Unterdessen sind wir angekommen und Shamiir ist aufgetaucht. Es stellt sich heraus, dass eigentlich er der Gewerbetreibende ist.  Er erzählt von den Unterschieden zwischen den einzelnen Landesteilen und seinen  Erfahrungen im Norden, vom Charras, den Plantagen in den Bergen bei Madurai und den Wiesen von Kerala. Wir erfahren, dass man auch hier wegen einer geringen Menge nicht in Ketten gelegt wird, von einer echten Toleranz aber nicht die Rede sein kann. (Da Indien ein unglaublich korruptes Land ist, wo alles eine Frage des Geldes ist, liegt alles verständlicherweise am eigenen gesellschaftlichen und ökonomischen Rang.) “In Mumbai, Kalkutta, Varanasi, Goa und in den nördlichen Staaten ist die Situation ganz anders”, sagt er. “Dort ist es nicht sicher, dass sie dich einsperren, wenn du auf der Straße rauchst und Gras bei dir hast. Hier (in Kerala) sperren sie dich beim ersten Mal 90 Tage ein. Beim zweiten Mal gibt es schon eine Gerichtsverhandlung und es drohen bis zu 1,5 Jahre. Hundert Gramm überschreiten schon die geringe Menge!” Während er erzählt, nimmt er die Uhr der Rikscha auseinander und entnimmt ihr ein nicht sonderlich imposantes Päckchen. Als ich andeute, dass ich es mir ansehen möchte, sagt er, wir sollen lieber davon rauchen, das sei einfacher. Joints dreht man hier aus Palmenblättern, die sie aus den lokalen Zigaretten namens Bidis gewinnen. Die Operation ist nicht einfach, denn die Blätter sind trocken und zerbröseln leicht. Mit ein bisschen Übung kann man sie so weit öffnen, dass man ein wenig Ganja anstelle des Tabaks reinfüllen kann und das Ganze nicht einmal auffällig ist. Ein paar Minuten und schon glüht das getunte Testbidi. Unterdessen erfahren wir, dass man bei ihnen in Gesellschaft lieber ein Schillum eine Pfeife raucht, alleine nur das Bidi. Man bekommt zwar schon normales Zigarettenpapier, aber das mögen sie nicht, außerdem ist es sündhaft teuer. Die Stimmung wird gelöster, die Wirkung bleibt auch nicht aus, 10 Minuten und wir lachen, worüber eigentlich, weiß ich nicht mehr. “Das sind 12 Gramm” sagt er, “der Preis ist halb so hoch wie bei Aziz.” Und darin sind das Gespräch und auch seine Informationen enthalten. Obwohl auch die Hälfte für uns genug wäre und uns scheint, dass es weniger ist, sind wir aber so anständig, es ihm abzukaufen. Besonders, nachdem wir es schon geraucht haben.

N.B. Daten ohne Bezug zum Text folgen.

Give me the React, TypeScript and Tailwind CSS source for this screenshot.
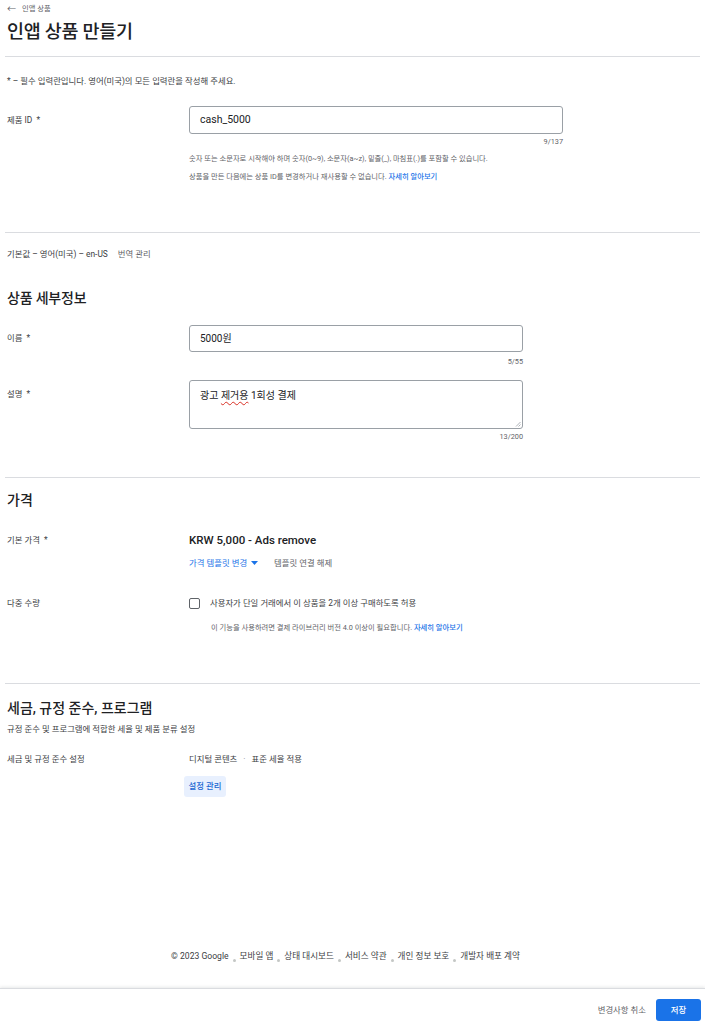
import React from "react";

const font = { fontFamily: 'Roboto, "Noto Sans CJK KR", sans-serif' };

function Divider({ className = "" }: { className?: string }) {
  return <div className={`mx-[5px] h-px bg-[#dadce0] ${className}`} />;
}

function Row({ label, children, className = "" }: { label: string; children: React.ReactNode; className?: string }) {
  return (
    <div className={`grid grid-cols-[182px_1fr] ${className}`}>
      <div className="text-[8.4px] leading-[12px] text-[#3c4043]">{label}</div>
      <div>{children}</div>
    </div>
  );
}

function FooterDot() {
  return <span className="mx-[4px] inline-block h-[3px] w-[3px] rounded-full bg-[#c4c7c5] align-baseline" />;
}

export default function App() {
  const footerLinks = ["모바일 앱", "상태 대시보드", "서비스 약관", "개인 정보 보호", "개발자 배포 계약"];

  return (
    <div style={font} className="flex h-[1024px] flex-col bg-white text-[#202124]">
      <div className="px-[7px] pt-[4px]">
        <div className="flex items-center gap-[6px] text-[7.3px] leading-[10px] text-[#5f6368]">
          <span className="text-[9px]">←</span>
          <span>인앱 상품</span>
        </div>
        <h1 className="mt-[6px] text-[18.5px] font-medium leading-[24px] tracking-[-0.3px]">인앱 상품 만들기</h1>
      </div>
      <Divider className="mt-[12px]" />

      <div className="px-[7px]">
        <p className="mt-[18px] text-[8.4px] leading-[12px] text-[#3c4043]">
          * – 필수 입력란입니다. 영어(미국)의 모든 입력란을 작성해 주세요.
        </p>

        <div className="mt-[19px] grid grid-cols-[182px_1fr]">
          <div className="flex h-[28px] items-center text-[8.4px] text-[#3c4043]">제품 ID&nbsp;&nbsp;*</div>
          <div>
            <div className="w-[374px]">
              <div className="flex h-[28px] items-center rounded-[3px] border border-[#9aa0a6] px-[10px] text-[10.5px] text-[#202124]">
                cash_5000
              </div>
              <div className="mt-[3px] text-right text-[7.3px] leading-[10px] text-[#5f6368]">9/137</div>
            </div>
            <p className="mt-[7px] text-[7.3px] leading-[10px] text-[#5f6368]">
              숫자 또는 소문자로 시작해야 하며 숫자(0~9), 소문자(a~z), 밑줄(_), 마침표(.)를 포함할 수 있습니다.
            </p>
            <p className="mt-[8px] text-[7.3px] leading-[10px] text-[#5f6368]">
              상품을 만든 다음에는 상품 ID를 변경하거나 재사용할 수 없습니다.{" "}
              <span className="font-medium text-[#1a73e8]">자세히 알아보기</span>
            </p>
          </div>
        </div>
      </div>

      <Divider className="mt-[50px]" />

      <div className="px-[7px]">
        <div className="mt-[15px] flex gap-[10px] text-[8.4px] leading-[12px]">
          <span className="text-[#3c4043]">기본값 – 영어(미국) – en-US</span>
          <span className="text-[#5f6368]">번역 관리</span>
        </div>

        <h2 className="mt-[28px] text-[14px] font-medium leading-[20px] tracking-[-0.2px]">상품 세부정보</h2>

        <div className="mt-[17px] grid grid-cols-[182px_1fr]">
          <div className="flex h-[27px] items-center text-[8.4px] text-[#3c4043]">이름&nbsp;&nbsp;*</div>
          <div className="w-[334px]">
            <div className="flex h-[27px] items-center rounded-[3px] border border-[#9aa0a6] px-[10px] text-[10px] text-[#202124]">
              5000원
            </div>
            <div className="mt-[5px] text-right text-[7.3px] leading-[10px] text-[#5f6368]">5/55</div>
          </div>
        </div>

        <div className="mt-[13px] grid grid-cols-[182px_1fr]">
          <div className="pt-[8px] text-[8.4px] leading-[12px] text-[#3c4043]">설명&nbsp;&nbsp;*</div>
          <div className="w-[334px]">
            <div className="relative h-[49px] rounded-[3px] border border-[#9aa0a6] px-[10px] pt-[8px] text-[10px] leading-[14px] text-[#202124]">
              광고 <span className="underline decoration-[#d93025] decoration-wavy decoration-[1px] underline-offset-2">제거용</span> 1회성 결제
              <svg className="absolute bottom-[1px] right-[1px]" width="6" height="6" viewBox="0 0 6 6">
                <path d="M5.5 1 L1 5.5 M5.5 3.5 L3.5 5.5" stroke="#9aa0a6" strokeWidth="0.8" />
              </svg>
            </div>
            <div className="mt-[3px] text-right text-[7.3px] leading-[10px] text-[#5f6368]">13/200</div>
          </div>
        </div>
      </div>

      <Divider className="mt-[35px]" />

      <div className="px-[7px]">
        <h2 className="mt-[12px] text-[14px] font-medium leading-[20px]">가격</h2>

        <div className="mt-[22px] grid grid-cols-[182px_1fr]">
          <div className="flex h-[16px] items-center text-[8.4px] text-[#3c4043]">기본 가격&nbsp;&nbsp;*</div>
          <div>
            <div className="text-[11.5px] font-medium leading-[16px] text-[#202124]">KRW 5,000 - Ads remove</div>
            <div className="mt-[9px] flex items-center text-[8.4px] leading-[12px]">
              <span className="text-[#1a73e8]">가격 템플릿 변경</span>
              <svg className="ml-[4px]" width="7" height="4" viewBox="0 0 7 4">
                <path d="M0 0 L7 0 L3.5 4 Z" fill="#1a73e8" />
              </svg>
              <span className="ml-[16px] text-[#5f6368]">템플릿 연결 해제</span>
            </div>
          </div>
        </div>

        <div className="mt-[27px] grid grid-cols-[182px_1fr]">
          <div className="flex h-[14px] items-center text-[8.4px] text-[#3c4043]">다중 수량</div>
          <div>
            <div className="flex h-[14px] items-center gap-[10px] text-[8.4px] text-[#3c4043]">
              <span className="inline-block h-[11px] w-[11px] rounded-[2px] border-[1.5px] border-[#5f6368]" />
              <span>사용자가 단일 거래에서 이 상품을 2개 이상 구매하도록 허용</span>
            </div>
            <p className="ml-[22px] mt-[13px] text-[7.3px] leading-[10px] text-[#5f6368]">
              이 기능을 사용하려면 결제 라이브러리 버전 4.0 이상이 필요합니다.{" "}
              <span className="font-medium text-[#1a73e8]">자세히 알아보기</span>
            </p>
          </div>
        </div>
      </div>

      <Divider className="mt-[50px]" />

      <div className="px-[7px]">
        <h2 className="mt-[14px] text-[14px] font-medium leading-[20px]">세금, 규정 준수, 프로그램</h2>
        <p className="mt-[5px] text-[8.4px] leading-[12px] text-[#3c4043]">규정 준수 및 프로그램에 적합한 세율 및 제품 분류 설정</p>

        <Row label="세금 및 규정 준수 설정" className="mt-[18px]">
          <div className="flex items-center text-[8.4px] leading-[12px] text-[#3c4043]">
            <span>디지털 콘텐츠</span>
            <span className="mx-[6px] text-[#9aa0a6]">·</span>
            <span>표준 세율 적용</span>
          </div>
          <button className="-ml-[5px] mt-[11px] flex h-[21px] w-[42px] items-center justify-center rounded-[3px] bg-[#e8f0fe] text-[8.4px] font-medium text-[#1967d2]">
            설정 관리
          </button>
        </Row>
      </div>

      <div className="flex-1" />

      <div className="flex items-end justify-center pr-[14px] text-[8.6px] leading-[12px] text-[#3c4043]">
        <span>© 2023 Google</span>
        {footerLinks.map((l) => (
          <React.Fragment key={l}>
            <FooterDot />
            <span>{l}</span>
          </React.Fragment>
        ))}
      </div>

      <div className="mt-[26px] flex h-[36px] items-start justify-end gap-[10px] border-t border-[#dadce0] pr-[4px] pt-[10px] shadow-[0_-1px_3px_rgba(60,64,67,0.12)]">
        <button className="flex h-[22px] items-center text-[8.4px] text-[#5f6368]">변경사항 취소</button>
        <button className="flex h-[22px] w-[45px] items-center justify-center rounded-[3px] bg-[#1a73e8] text-[8.4px] font-medium text-white">
          저장
        </button>
      </div>
    </div>
  );
}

Die Wirkung ist sehr angenehm, es kommt im Kopf an, ist nicht zu drängend oder aggressiv. Ich hasse Ganja, dass dein Gesicht entgleisen lässt oder dich so umhaut, dass kein Pferd dich wieder aus dem Sessel bringt. Idikki Gold, wie sie es nennen, ist das lokale Spitzenprodukt. Angeblich gibt es keine andere Sorte zu kaufen, aber das nehme ich dem Dealer nicht ab. Es erstaunt mich nicht, dass sie nur Freilandsorten kennen und benutzen. Es ist gerade mitten im Winter und abends kühlt sie Luft auf + 20 Grad ab! Körperlich ermüdet es nicht und im Kopf ist es noch aktiv, aber die Wirkung ist gemäßigt. Natürlich glaube ich nicht, dass wir eine große Menge geraucht haben.  Zwei Stunden erstaunlich reines High im Hirn, dann eine Stunde Chill-Out, zum dem auch die Einnahme von etwas Zucker beiträgt. Die größte Überraschung erwartet uns jedoch im Hotel, als ich mir das Päckchen genauer anschaue und sehe, dass Shamiir genau das gleiche Gras verkauft wie Aziz. Nachträglich muss ich gestehen, dass es viel besser wirkte als es aussah, aber das ändert nichts daran, dass das Äußere bei der Qualität auch eine wichtige Rolle spielt. Jedenfalls für mich, aber ich bin natürlich kein Inder. Und ich wäre auch kein guter Inder, wie sich bei einigen näheren persönlichen Bekanntschaften herausstellte. Beispielsweise mag ich keine salzige Limonade. Ich mag weder zu stark gewürzte oder ungenießbare Speisen, auch keine überzuckerten  Süßigkeiten und keine Menschenmengen. Warum ich überhaupt in Indien war? Weil man dort am besten erfährt, wie gut es auch in Europa ist.